Apres la défaite fasciste, l'empire  du Négus est une sorte de régression féodale puis, une fois  le Négus destitué et étouffé , s'établit en Éthiopie la pire dictature socialiste qui soit, celle du sanguinaire Mengistu, avec la bénédiction des démocraties européennes, dont l'Italie,  qui lui envoient des chefs d'entreprise peu regardants sur la question des droits humains mais âpres au gain. L'Afrique si misérable est une terre de profits étrangers: une nouvelle colonisation économique qui n'a rien à envier à  l'ancienne.
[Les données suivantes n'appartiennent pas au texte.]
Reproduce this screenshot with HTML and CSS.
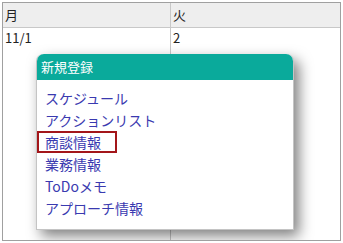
FILE: index.html
```
<!DOCTYPE html>
<html lang="ja">
<head>
<meta charset="utf-8">
<link rel="stylesheet" href="styles.css">
</head>
<body>
<div class="frame">
  <div class="row head">
    <div class="cell c1">月</div>
    <div class="cell c2">火</div>
  </div>
  <div class="row date">
    <div class="cell c1">11/1</div>
    <div class="cell c2">2</div>
  </div>
  <div class="row body">
    <div class="cell c1"></div>
    <div class="cell c2"></div>
  </div>
  <div class="popup">
    <div class="popup-head">新規登録</div>
    <ul class="menu">
      <li class="item">スケジュール</li>
      <li class="item">アクションリスト</li>
      <li class="item selected">商談情報</li>
      <li class="item">業務情報</li>
      <li class="item">ToDoメモ</li>
      <li class="item">アプローチ情報</li>
    </ul>
  </div>
</div>
</body>
</html>
```
FILE: styles.css
```
html, body {
  margin: 0;
  padding: 0;
  background: #fff;
}
body {
  font-family: "Noto Sans CJK JP", "Noto Sans", sans-serif;
  width: 343px;
  height: 243px;
  overflow: hidden;
}
.frame {
  position: relative;
  margin: 2px;
  width: 337px;
  height: 237px;
  border: 1px solid #a0a0a0;
  display: flex;
  flex-direction: column;
  overflow: hidden;
}
.row {
  display: flex;
}
.cell {
  font-size: 13px;
  color: #222;
  padding-left: 2px;
  box-sizing: border-box;
}
.c1 {
  width: 168px;
  border-right: 1px solid #c8c8c8;
}
.c2 {
  flex: 1;
}
.head {
  height: 24px;
  background: #eeeeee;
  border-bottom: 1px solid #c8c8c8;
  align-items: center;
}
.head .cell {
  height: 24px;
  line-height: 24px;
}
.date .cell {
  height: 20px;
  line-height: 19px;
}
.body {
  flex: 1;
}
.popup {
  position: absolute;
  left: 33px;
  top: 51px;
  width: 258px;
  height: 176px;
  background: #fff;
  border-radius: 7px 7px 0 0;
  box-shadow: 5px 6px 14px rgba(0, 0, 0, 0.5);
  border: 1px solid #c4c4c4;
  border-top: none;
  box-sizing: border-box;
}
.popup-head {
  height: 26px;
  line-height: 26px;
  background: #0aaa9b;
  color: #fff;
  font-size: 13px;
  padding-left: 4px;
  border-radius: 7px 7px 0 0;
}
.menu {
  list-style: none;
  margin: 0;
  padding: 7px 0 0 0;
}
.item {
  width: fit-content;
  height: 22px;
  line-height: 18px;
  box-sizing: border-box;
  border: 2px solid transparent;
  padding: 0 14px 0 6px;
  font-size: 14px;
  color: #3a3ab0;
}
.item.selected {
  border-color: #a3161a;
}
```
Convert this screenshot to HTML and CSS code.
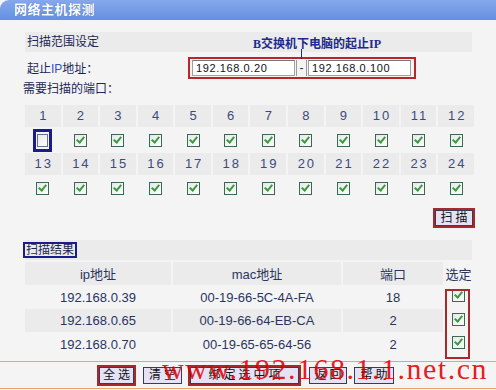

Les Éthiopiens émigrent en masse. Après les Brûlés,  voici les Sortis..

L'enquête d'Ilaria se déroule sur fond de corruptions et de scandales   berlusconiens , du bunga bunga à  la réception compromettante de Khadafi à  Rome - qui n'a rien à envier, elle non plus, à celle du même Khadafi par Sarkozy...-

 Et l'arrivée du jeune neveu d'Ilaria , menacé d'expulsion , la renvoie  aux lois iniques-  votées par le centre gauche,.-  sur l'immigration...et à  ce "Jus sanguinis" , ce droit du sang, abusivement traduit par "sang juste"!

Ce périple historique afro-italien croise et recroise la piste d'Attilio, le beau, le charismatique, le séducteur, le chanceux Attilio.  Et à chaque croisement,  une facette noire du personnage apparaît, une "facetta nera" comme dans  la chanson raciste des milices fascistes..

Comme sa fille, Ilaria,  on pousse un soupir de soulagement à voir s'éteindre, dans la sénilité et la démence, celui qui n'a jamais eu assez conscience de lui-même pour avoir des remords,  ni  assez de courage pour défendre vraiment les siens, à l'opposé  de son vieux copain Carbone, "madamato' comme lui, mais resté avec sa "madame"  éthiopienne et ses enfants métis, sacrifiant toute ambition, par fidélité et amour...et gagnant, au poteau, le concours de longévité qui était le but suprême d'Attilio. "Ils peuvent mourir tous, sauf moi. " ne cessait-il de répéter .

Raté. 

Encore plus dense, plus ambitieux, plus terrible , plus fouillé que les deux ouvrages précédents de Francesca Melandri , 'Tous sauf moi" est un livre puissant, dont l'enquête procède par cercles concentriques - et non, comme je l'ai fait plus haut, par souci de clarté, dans une démarche linéaire et chronologique.

Cette " enquête sur un citoyen au-dessus de tout soupçon" s'élabore dans un désordre savant, comme dans  une vraie recherche, où le hasard mène à une vérité,  où les coïncidences  éclairent un contexte obscur, où  les rapprochements, les associations d'idées font soudain  jaillir la lumière.

Cette structure mouvante, sensible, intelligente, est un des atouts du livre, et rend l'identification à  Ilaria plus étroite. 

Rien d'explicatif, de pesamment surligné : la recherche historique profonde, solide, reste sous- jacente, discrète : elle est toujours sous le contrôle de la construction romanesque, elle dépend entièrement des aléas narratifs, de la psychologie des personnages,  ce qui est un vrai tour de force pour une matière historique aussi complexe.

Du coup, le lecteur  en sort non seulement bouleversé mais plus instruit, comme si ce tâtonnant  voyage, ce lent cheminement vers la vérité, il l'avait construit lui-même,  à la force du poignet.

Je remercie Babelio et les éditions Gallimard pour ce beau et grand moment de lecture!